My Mother’s Peasant Bread: The Best Easiest Bread You Will Ever Make

My Mother’s Peasant Bread: The Best Easiest Bread You Will Ever Make


Ingredients:
4 cups (512 g) unbleached all-purpose or bread flour
2 teaspoons kosher salt
2 cups lukewarm water (made by mixing 1 1/2 cups cold water with 1/2 cup boiling water)
2 teaspoons sugar
2 teaspoons instant yeast, see notes above
etc.

Instructions:
  • Step one. Mixing the dough: In a large mixing bowl, whisk together the flour, salt, sugar, and instant yeast. Add the water. Mix until the flour is absorbed. (If you are using active-dry yeast, see notes above.)
  • Step two, Let it rise. Cover bowl with a tea towel or plastic wrap and set aside in a warm spot to rise for at least an hour. (In the winter or if you are letting the bread rise in a cool place, it might take as long as two hours to rise.) This is how to create a slightly warm spot for your bread to rise in: Turn the oven on at any temperature (350ºF or so) for one minute, then turn it off. Note: Do not allow the oven to get up to 300ºF, for example, and then heat at that setting for 1 minute — this will be too hot. Just let the oven preheat for a total of 1 minute — it likely won’t get above 100ºF. The goal is to just create a slightly warm environment for the bread.
  • Step three, Preheat the oven to 425ºF. Grease two 1-qt or 1.5-qt oven-safe bowls (see notes above) with about a tablespoon of butter each.
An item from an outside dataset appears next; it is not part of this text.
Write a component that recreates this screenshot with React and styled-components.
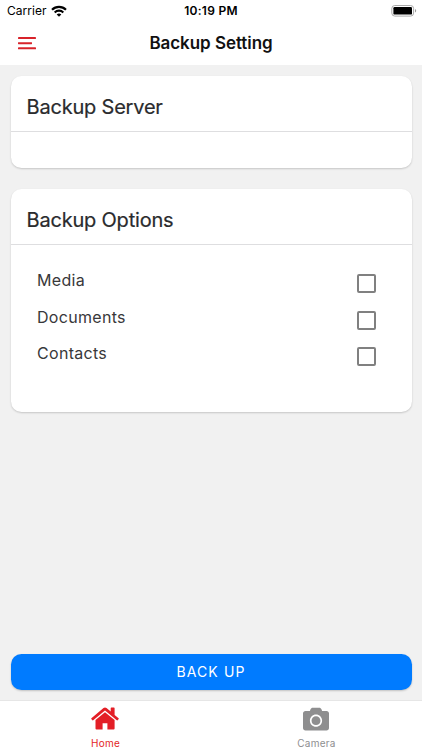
import React, { useState } from 'react'
import styled, { createGlobalStyle } from 'styled-components'
import { FaCamera } from 'react-icons/fa'

const GlobalStyle = createGlobalStyle`
* {
  box-sizing: border-box;
}
body {
  margin: 0;
  font-family: Inter, "Liberation Sans", sans-serif;
  background: #f1f1f1;
}
`
const Screen = styled.div`
display: flex;
flex-direction: column;
width: 422px;
height: 750px;
overflow: hidden;
background: #f1f1f1;
`
const StatusBar = styled.div`
display: grid;
grid-template-columns: 1fr auto 1fr;
align-items: center;
height: 22px;
padding: 0 5px 0 7px;
background: #fff;
color: #000;
font-size: 12px;
line-height: 22px;
`
const Carrier = styled.div`
display: flex;
align-items: center;
gap: 4px;
letter-spacing: 0.05px;
`
const Clock = styled.div`
margin-left: -2px;
font-weight: 600;
letter-spacing: 0.25px;
`
const BatteryBox = styled.div`
display: flex;
justify-content: flex-end;
`
const Header = styled.header`
display: grid;
grid-template-columns: 60px 1fr 60px;
align-items: center;
height: 43px;
background: #fff;
`
const MenuButton = styled.button`
display: flex;
align-items: center;
height: 43px;
padding: 0 0 0 18px;
border: 0;
background: none;
`
const Title = styled.h1`
margin: 0;
text-align: center;
color: #111;
font-size: 17px;
font-weight: 600;
line-height: 43px;
letter-spacing: -0.05px;
`
const Content = styled.main`
display: flex;
flex-direction: column;
flex: 1;
gap: 21px;
padding: 11px 10.5px 10px;
`
const Card = styled.section`
height: ${({ $height }) => $height}px;
border-radius: 10.5px;
background: #fff;
box-shadow: 0 1px 2px rgba(0, 0, 0, 0.18);
`
const CardTitle = styled.h2`
height: 56px;
margin: 0;
padding: 4px 16px 0;
border-bottom: 1px solid #dedee0;
color: #2a2b2d;
font-size: 20px;
font-weight: 400;
line-height: 55px;
letter-spacing: -0.2px;
-webkit-text-stroke: 0.2px #2a2b2d;
`
const Options = styled.div`
padding: 20px 36px 0 26.5px;
`
const Option = styled.label`
display: flex;
justify-content: space-between;
height: 36.6px;
color: #38383a;
font-size: 16px;
line-height: 30px;
letter-spacing: 0.3px;
`
const Checkbox = styled.input`
appearance: none;
width: 19px;
height: 19px;
margin: 9px 0 0;
border: 2px solid #808080;
border-radius: 2px;
background: #fff;
&:checked {
  background: #808080;
}
`
const BackupButton = styled.button`
height: 36px;
margin-top: auto;
padding: 0;
border: 0;
border-radius: 10.5px;
background: #007bff;
box-shadow: 0 1px 2px rgba(0, 0, 0, 0.2);
color: #fff;
font-family: inherit;
font-size: 14px;
line-height: 36px;
letter-spacing: 1.1px;
`
const TabBar = styled.nav`
display: grid;
grid-template-columns: 1fr 1fr;
height: 50px;
border-top: 1px solid #e6e6e6;
background: #fff;
`
const Tab = styled.button`
display: flex;
flex-direction: column;
align-items: center;
padding: 4px 0 0;
border: 0;
background: none;
color: ${({ $active }) => ($active ? '#e31e26' : '#8e8e8f')};
font-family: inherit;
font-size: 10px;
line-height: 14px;
letter-spacing: 0.25px;
`
const TabIcon = styled.span`
display: flex;
align-items: center;
justify-content: center;
height: 27px;
margin: 0 1px 4px 0;
`

const WifiIcon = () => (
  <svg width="16" height="12" viewBox="0 0 16 12" fill="none" stroke="#000">
    <path d="M1 4.7C4.9 .8 11.1 .8 15 4.7" strokeWidth="2.2" />
    <path d="M3.7 7.4C6.1 5 9.9 5 12.3 7.4" strokeWidth="2.1" />
    <path d="M8 11.7L5.7 9.4C7 8.2 9 8.2 10.3 9.4Z" fill="#000" stroke="none" />
  </svg>
)

const BatteryIcon = () => (
  <svg width="26" height="12" viewBox="0 0 26 12">
    <rect x=".8" y=".5" width="21.8" height="10.6" rx="3" fill="#fff" stroke="#aaa" />
    <rect x="2.4" y="2" width="18.6" height="7.6" rx="1.2" fill="#000" />
    <path d="M24 4.1C25.6 4.6 25.6 7 24 7.5Z" fill="#999" />
  </svg>
)

const MenuIcon = () => (
  <svg width="18" height="13" viewBox="0 0 18 13" fill="#d8232a">
    <rect y="0" width="18" height="2" rx=".4" />
    <rect y="5.2" width="14" height="2" rx=".4" />
    <rect y="10.3" width="18" height="2" rx=".4" />
  </svg>
)

const HomeIcon = () => (
  <svg width="28" height="23" viewBox="0 0 28 23" fill="currentColor">
    <path d="M14 5.2L23.6 13.1V21.6Q23.6 22.6 22.6 22.6H16.4V16.2H11.6V22.6H5.5Q4.5 22.6 4.5 21.6V13.1Z" />
    <path d="M.4 11.3L12.5 1.1Q14 0 15.5 1.1L19.7 4.6V1.2Q19.7 .5 20.4 .5H22.9Q23.6 .5 23.6 1.2V7.9L27.6 11.3Q28 11.7 27.7 12.1L26.6 13.3Q26.2 13.6 25.8 13.3L14 3.6L2.2 13.3Q1.8 13.6 1.4 13.3L.3 12.1Q0 11.7 .4 11.3Z" />
  </svg>
)

const OPTIONS = ['Media', 'Documents', 'Contacts']

export default function App() {
  const [selected, setSelected] = useState([])
  const [tab, setTab] = useState('home')

  const toggle = (name) => {
    setSelected(selected.includes(name)
      ? selected.filter(item => item !== name)
      : [...selected, name])
  }

  return (
    <>
      <GlobalStyle />
      <Screen>
        <StatusBar>
          <Carrier>Carrier <WifiIcon /></Carrier>
          <Clock>10:19 PM</Clock>
          <BatteryBox><BatteryIcon /></BatteryBox>
        </StatusBar>
        <Header>
          <MenuButton aria-label="Menu"><MenuIcon /></MenuButton>
          <Title>Backup Setting</Title>
        </Header>
        <Content>
          <Card $height={92}>
            <CardTitle>Backup Server</CardTitle>
          </Card>
          <Card $height={222.5}>
            <CardTitle>Backup Options</CardTitle>
            <Options>
              {OPTIONS.map(name => (
                <Option key={name}>
                  {name}
                  <Checkbox
                    type="checkbox"
                    checked={selected.includes(name)}
                    onChange={() => toggle(name)}
                  />
                </Option>
              ))}
            </Options>
          </Card>
          <BackupButton>BACK UP</BackupButton>
        </Content>
        <TabBar>
          <Tab $active={tab === 'home'} onClick={() => setTab('home')}>
            <TabIcon><HomeIcon /></TabIcon>
            Home
          </Tab>
          <Tab $active={tab === 'camera'} onClick={() => setTab('camera')}>
            <TabIcon><FaCamera size={26} /></TabIcon>
            Camera
          </Tab>
        </TabBar>
      </Screen>
    </>
  )
}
Using two forks, punch down your dough, scraping it from the sides of the bowl, which it will be clinging to. As you scrape it down try to turn the dough up onto itself if that makes sense. You want to loosen the dough entirely from the sides of the bowl, and you want to make sure you’ve punched it down. Then, take your two forks and divide the dough into two equal portions — eye the center of the mass of dough, and starting from the center and working out, pull the dough apart with the two forks. Then scoop up each half and place into your prepared bowls. This part can be a little messy — the dough is very wet and will slip all over the place. Using small forks or forks with short tines makes this easier — my small salad forks work best; my dinner forks make it harder. It’s best to scoop it up fast and plop it in the bowl in one fell swoop.